§ Task to complete
Reproduce nothing but the lines from the one with "Generate a component" through the one with "z-10 h-[31px] bg-[#339999]", exactly and with both ends. Omit pictures.

☆ ☆ ☆ ☆ ☆

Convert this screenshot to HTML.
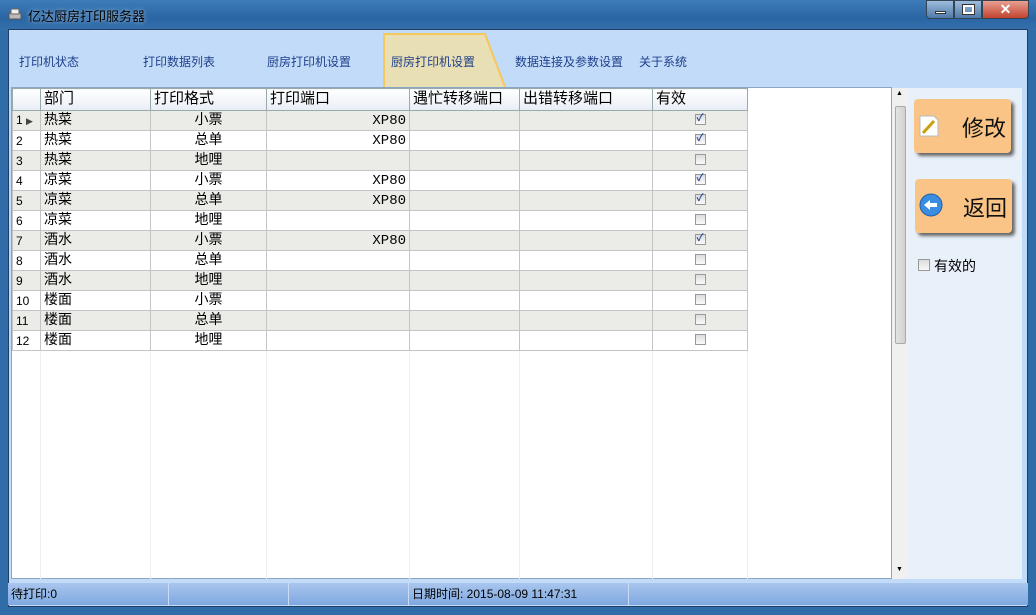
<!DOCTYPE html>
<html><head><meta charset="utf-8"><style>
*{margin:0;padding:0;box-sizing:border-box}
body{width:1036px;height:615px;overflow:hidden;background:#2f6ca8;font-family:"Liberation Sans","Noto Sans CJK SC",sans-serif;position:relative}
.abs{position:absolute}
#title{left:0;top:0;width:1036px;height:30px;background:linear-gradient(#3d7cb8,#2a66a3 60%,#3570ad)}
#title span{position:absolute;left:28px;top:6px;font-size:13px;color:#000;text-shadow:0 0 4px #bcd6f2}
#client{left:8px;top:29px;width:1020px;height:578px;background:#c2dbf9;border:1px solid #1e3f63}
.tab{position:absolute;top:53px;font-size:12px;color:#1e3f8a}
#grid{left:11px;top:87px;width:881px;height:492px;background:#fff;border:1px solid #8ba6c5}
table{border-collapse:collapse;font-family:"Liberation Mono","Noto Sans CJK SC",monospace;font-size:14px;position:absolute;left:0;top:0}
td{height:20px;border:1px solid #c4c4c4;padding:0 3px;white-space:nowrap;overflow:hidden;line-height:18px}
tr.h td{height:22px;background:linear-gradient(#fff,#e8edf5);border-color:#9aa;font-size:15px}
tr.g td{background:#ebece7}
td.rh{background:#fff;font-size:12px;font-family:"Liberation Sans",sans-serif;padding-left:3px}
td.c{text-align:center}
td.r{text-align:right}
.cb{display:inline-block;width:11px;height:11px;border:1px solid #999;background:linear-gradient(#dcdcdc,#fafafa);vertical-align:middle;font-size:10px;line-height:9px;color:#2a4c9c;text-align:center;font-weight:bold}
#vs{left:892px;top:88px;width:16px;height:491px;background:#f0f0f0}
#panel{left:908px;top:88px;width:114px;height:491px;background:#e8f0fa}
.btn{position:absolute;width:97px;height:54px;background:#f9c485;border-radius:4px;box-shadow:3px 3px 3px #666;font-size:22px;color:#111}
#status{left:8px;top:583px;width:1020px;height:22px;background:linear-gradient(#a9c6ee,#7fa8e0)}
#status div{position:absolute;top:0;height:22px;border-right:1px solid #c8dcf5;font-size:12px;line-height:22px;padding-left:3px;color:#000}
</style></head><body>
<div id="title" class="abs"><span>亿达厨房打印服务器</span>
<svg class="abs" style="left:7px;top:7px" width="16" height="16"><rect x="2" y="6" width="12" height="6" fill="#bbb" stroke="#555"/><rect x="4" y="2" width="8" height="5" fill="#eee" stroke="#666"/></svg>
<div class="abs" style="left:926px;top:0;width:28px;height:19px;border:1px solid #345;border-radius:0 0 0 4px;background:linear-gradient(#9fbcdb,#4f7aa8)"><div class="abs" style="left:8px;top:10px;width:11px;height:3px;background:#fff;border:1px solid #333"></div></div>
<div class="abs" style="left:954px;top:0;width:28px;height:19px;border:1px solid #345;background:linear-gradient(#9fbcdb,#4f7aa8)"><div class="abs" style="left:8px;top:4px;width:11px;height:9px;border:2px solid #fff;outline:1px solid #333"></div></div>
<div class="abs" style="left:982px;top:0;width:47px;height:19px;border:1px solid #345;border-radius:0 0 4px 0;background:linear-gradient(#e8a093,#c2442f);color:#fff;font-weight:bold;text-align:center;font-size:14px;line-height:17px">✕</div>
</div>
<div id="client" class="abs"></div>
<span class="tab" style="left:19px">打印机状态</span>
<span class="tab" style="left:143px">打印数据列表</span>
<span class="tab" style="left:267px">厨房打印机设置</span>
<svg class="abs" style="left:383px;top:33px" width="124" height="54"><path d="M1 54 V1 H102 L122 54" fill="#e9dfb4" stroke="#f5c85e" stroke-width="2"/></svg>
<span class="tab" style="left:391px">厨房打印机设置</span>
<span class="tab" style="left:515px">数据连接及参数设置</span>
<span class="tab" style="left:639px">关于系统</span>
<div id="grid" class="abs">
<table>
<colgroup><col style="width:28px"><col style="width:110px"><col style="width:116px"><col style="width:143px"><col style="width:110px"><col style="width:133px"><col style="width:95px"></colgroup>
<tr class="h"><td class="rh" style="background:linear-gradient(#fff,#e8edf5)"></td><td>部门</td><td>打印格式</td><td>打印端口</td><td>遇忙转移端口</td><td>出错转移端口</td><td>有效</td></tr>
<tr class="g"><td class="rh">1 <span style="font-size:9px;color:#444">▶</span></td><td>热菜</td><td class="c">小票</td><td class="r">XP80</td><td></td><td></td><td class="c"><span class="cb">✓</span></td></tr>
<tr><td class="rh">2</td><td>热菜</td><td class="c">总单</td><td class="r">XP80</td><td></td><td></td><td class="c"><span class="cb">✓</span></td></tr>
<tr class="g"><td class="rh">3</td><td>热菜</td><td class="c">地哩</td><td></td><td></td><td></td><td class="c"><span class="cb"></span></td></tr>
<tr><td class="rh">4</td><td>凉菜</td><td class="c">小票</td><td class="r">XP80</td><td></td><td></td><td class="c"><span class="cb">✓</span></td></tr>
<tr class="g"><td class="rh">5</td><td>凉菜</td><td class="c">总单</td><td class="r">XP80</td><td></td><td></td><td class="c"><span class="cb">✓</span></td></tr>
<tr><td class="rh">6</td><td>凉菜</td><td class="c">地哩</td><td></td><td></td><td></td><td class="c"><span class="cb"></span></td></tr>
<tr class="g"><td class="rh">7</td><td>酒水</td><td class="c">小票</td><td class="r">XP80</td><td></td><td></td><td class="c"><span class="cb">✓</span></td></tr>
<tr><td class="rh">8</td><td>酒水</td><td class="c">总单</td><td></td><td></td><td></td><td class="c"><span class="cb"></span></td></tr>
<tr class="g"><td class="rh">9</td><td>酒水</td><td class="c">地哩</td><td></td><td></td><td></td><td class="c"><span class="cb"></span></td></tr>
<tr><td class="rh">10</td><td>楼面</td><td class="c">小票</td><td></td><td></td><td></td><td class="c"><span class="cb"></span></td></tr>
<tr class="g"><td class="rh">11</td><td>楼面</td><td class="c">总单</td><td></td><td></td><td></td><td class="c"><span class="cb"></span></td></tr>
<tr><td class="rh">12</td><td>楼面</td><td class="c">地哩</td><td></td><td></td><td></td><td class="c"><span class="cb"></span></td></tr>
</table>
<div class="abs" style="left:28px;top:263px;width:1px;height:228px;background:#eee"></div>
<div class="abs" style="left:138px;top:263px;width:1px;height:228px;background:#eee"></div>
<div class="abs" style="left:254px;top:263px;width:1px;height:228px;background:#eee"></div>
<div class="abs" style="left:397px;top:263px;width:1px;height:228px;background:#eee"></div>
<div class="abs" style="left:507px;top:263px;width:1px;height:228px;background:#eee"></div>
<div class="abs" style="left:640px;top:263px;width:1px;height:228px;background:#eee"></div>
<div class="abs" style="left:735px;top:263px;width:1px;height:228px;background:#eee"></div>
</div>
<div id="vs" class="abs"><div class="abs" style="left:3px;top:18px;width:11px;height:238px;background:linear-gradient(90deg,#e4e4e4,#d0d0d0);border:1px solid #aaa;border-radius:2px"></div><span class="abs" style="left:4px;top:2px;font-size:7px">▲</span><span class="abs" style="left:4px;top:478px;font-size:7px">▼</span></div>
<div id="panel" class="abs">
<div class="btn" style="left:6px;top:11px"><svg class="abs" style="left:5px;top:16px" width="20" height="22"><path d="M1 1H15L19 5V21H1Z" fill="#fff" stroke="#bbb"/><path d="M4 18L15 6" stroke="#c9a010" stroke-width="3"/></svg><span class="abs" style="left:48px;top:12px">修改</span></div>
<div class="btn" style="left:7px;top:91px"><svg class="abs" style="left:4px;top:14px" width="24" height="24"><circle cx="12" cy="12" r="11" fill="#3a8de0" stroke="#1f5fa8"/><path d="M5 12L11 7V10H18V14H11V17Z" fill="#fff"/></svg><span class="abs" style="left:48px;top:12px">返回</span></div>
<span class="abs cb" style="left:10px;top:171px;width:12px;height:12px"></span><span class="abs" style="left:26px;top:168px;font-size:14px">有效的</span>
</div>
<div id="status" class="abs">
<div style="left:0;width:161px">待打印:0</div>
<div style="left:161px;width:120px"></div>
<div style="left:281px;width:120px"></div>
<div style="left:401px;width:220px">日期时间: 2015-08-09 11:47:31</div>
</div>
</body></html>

☆ ☆ ☆ ☆ ☆

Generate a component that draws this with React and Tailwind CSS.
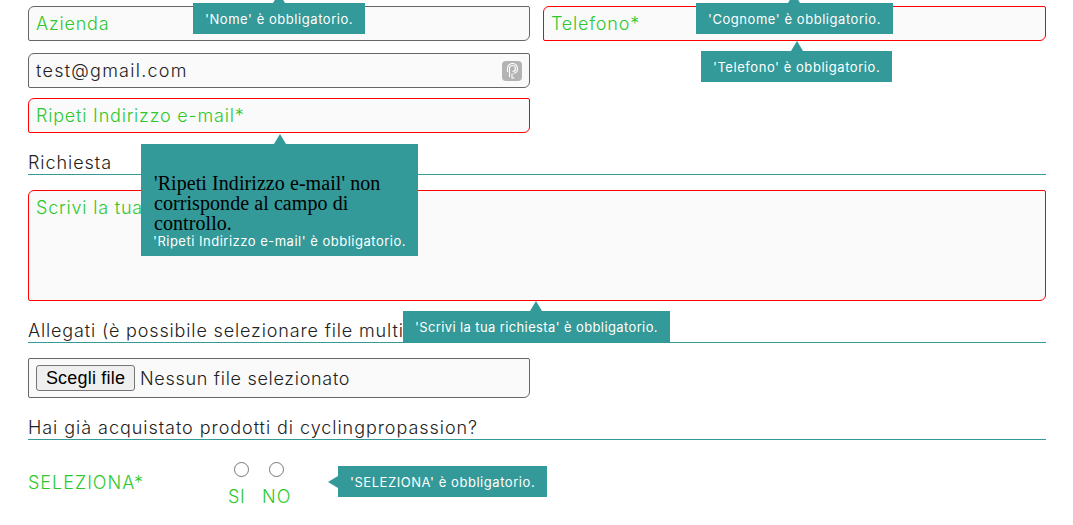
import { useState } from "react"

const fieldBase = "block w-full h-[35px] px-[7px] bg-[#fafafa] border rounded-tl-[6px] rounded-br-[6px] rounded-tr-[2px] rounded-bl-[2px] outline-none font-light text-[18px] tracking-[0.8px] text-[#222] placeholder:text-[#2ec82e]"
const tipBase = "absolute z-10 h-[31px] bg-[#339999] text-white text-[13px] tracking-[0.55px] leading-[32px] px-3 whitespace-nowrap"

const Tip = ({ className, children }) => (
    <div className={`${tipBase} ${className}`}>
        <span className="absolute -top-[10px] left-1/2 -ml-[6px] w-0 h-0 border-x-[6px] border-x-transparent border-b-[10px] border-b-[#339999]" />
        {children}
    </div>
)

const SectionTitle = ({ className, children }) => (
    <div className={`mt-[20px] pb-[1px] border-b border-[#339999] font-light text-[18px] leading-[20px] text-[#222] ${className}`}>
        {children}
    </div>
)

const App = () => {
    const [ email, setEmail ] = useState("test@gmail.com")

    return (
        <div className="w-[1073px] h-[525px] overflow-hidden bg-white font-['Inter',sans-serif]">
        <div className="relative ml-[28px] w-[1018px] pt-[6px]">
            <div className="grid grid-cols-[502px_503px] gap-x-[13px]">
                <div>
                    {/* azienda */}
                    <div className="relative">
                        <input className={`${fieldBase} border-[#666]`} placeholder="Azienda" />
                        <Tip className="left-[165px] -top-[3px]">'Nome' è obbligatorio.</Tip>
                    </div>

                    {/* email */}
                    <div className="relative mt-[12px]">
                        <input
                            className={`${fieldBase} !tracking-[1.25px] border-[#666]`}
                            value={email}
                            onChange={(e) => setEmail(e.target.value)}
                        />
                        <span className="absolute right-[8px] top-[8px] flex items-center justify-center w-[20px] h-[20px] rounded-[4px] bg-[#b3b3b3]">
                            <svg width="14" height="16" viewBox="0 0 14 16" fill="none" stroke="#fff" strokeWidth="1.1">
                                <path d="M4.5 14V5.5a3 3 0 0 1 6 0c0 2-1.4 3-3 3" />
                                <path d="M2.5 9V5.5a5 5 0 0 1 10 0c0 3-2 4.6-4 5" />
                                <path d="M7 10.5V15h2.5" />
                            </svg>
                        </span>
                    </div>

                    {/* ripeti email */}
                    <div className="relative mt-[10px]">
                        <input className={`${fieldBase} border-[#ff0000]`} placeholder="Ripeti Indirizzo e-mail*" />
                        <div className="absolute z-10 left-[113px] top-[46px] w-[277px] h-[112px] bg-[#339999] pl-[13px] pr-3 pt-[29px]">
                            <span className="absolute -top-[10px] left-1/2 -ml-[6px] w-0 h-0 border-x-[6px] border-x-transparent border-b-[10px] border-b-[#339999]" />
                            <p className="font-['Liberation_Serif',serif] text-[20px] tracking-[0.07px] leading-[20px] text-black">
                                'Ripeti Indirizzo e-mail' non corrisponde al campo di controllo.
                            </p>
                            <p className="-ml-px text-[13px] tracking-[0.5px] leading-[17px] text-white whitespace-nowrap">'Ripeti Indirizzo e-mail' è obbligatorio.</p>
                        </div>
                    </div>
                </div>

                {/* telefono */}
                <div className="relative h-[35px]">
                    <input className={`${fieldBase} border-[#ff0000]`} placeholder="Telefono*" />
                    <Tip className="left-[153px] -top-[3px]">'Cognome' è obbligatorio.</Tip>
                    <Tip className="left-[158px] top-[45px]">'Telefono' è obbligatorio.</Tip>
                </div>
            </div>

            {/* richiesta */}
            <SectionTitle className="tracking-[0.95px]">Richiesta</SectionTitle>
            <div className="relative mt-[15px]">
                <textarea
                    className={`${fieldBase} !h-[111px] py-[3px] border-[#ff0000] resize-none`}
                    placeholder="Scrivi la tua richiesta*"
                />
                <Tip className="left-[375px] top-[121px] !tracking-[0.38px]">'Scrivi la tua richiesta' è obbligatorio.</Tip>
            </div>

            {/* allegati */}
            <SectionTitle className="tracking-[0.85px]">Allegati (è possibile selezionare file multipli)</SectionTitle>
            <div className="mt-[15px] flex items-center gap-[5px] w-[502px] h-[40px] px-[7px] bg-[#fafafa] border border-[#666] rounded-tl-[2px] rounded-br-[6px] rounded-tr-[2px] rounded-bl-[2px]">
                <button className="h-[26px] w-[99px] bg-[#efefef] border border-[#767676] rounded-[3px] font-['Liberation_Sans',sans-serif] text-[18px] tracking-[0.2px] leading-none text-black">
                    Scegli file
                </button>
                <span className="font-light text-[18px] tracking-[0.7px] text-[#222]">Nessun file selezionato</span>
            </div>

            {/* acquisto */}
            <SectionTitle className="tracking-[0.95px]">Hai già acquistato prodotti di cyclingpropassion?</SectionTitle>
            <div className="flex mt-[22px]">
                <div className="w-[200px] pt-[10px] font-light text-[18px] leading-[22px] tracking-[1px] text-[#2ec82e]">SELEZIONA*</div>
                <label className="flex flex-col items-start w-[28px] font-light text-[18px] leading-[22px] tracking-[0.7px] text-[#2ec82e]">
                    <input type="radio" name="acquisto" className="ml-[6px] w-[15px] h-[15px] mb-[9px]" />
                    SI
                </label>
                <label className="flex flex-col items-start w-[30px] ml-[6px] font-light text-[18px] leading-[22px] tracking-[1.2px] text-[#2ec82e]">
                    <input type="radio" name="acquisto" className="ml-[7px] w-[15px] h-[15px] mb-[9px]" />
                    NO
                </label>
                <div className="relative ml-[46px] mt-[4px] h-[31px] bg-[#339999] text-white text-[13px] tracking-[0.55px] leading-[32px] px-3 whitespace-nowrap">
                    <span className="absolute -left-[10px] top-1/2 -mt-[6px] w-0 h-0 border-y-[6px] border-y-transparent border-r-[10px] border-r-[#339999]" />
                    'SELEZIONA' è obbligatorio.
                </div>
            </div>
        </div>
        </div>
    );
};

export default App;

☆ ☆ ☆ ☆ ☆

§ Complete output
Generate a component that draws this with React and Tailwind CSS.
import { useState } from "react"

const fieldBase = "block w-full h-[35px] px-[7px] bg-[#fafafa] border rounded-tl-[6px] rounded-br-[6px] rounded-tr-[2px] rounded-bl-[2px] outline-none font-light text-[18px] tracking-[0.8px] text-[#222] placeholder:text-[#2ec82e]"
const tipBase = "absolute z-10 h-[31px] bg-[#339999] text-white text-[13px] tracking-[0.55px] leading-[32px] px-3 whitespace-nowrap"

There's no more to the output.